He’s talking about the diversity visa program, which bears little resemblance to his common portrayal of it. Trump’s mischaracterization of the program on the weekend followed a speech to conservatives Friday that drifted off the facts on the economy, the environment and more.

A look at his recent rhetoric:

TRUMP: “I mean we actually have lottery systems where you go to countries and they do lotteries for who comes into the United States. Now, you know they are not going to have their best people in the lottery, because they’re not going to put their best people in a lottery. They don’t want to have their good people to leave. … We want people based on merit. Not based on the fact they are thrown into a bin and many of those people are not the people you want in the country, believe me.” — Fox News phone interview Saturday night.

THE FACTS: That’s not how it works.

The lottery program is run by the U.S. government, not foreign governments.
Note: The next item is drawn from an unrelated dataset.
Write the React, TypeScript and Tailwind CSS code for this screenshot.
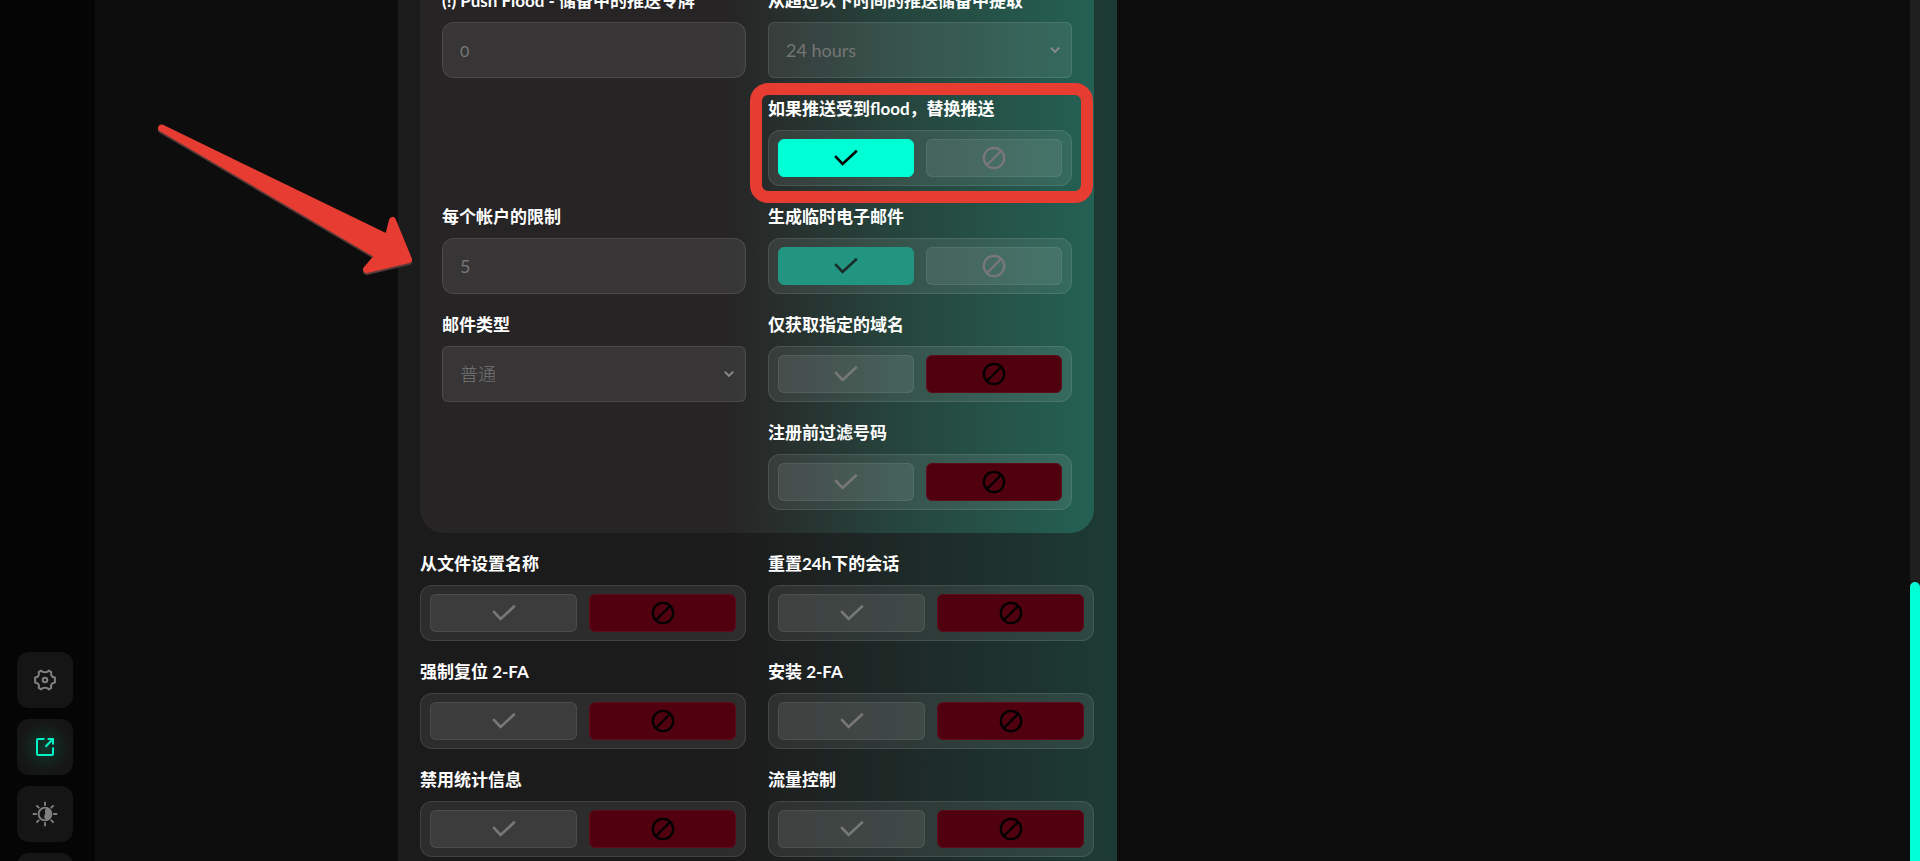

Other countries do not get to sort through their populations looking for bad apples to put in a “bin” for export to the U.S. Citizens of qualifying countries are the ones who decide to bid for visas under the program.

The program requires applicants to have completed a high school education or have at least two years of experience in the last five years in a selection of fields identified by the Labor Department. Out of that pool of people from certain countries who meet those conditions, the State Department randomly selects a much smaller pool of winners. Not all winners will have visas ultimately approved, because they still must compete for a smaller number of slots by getting their applications in quickly. Those who are ultimately offered visas still need to go through background checks, like other immigrants.

The lottery is extended to citizens of most countries, except about 20. The primary goal is to diversify the immigrant population by creating slots for underrepresented parts of the world.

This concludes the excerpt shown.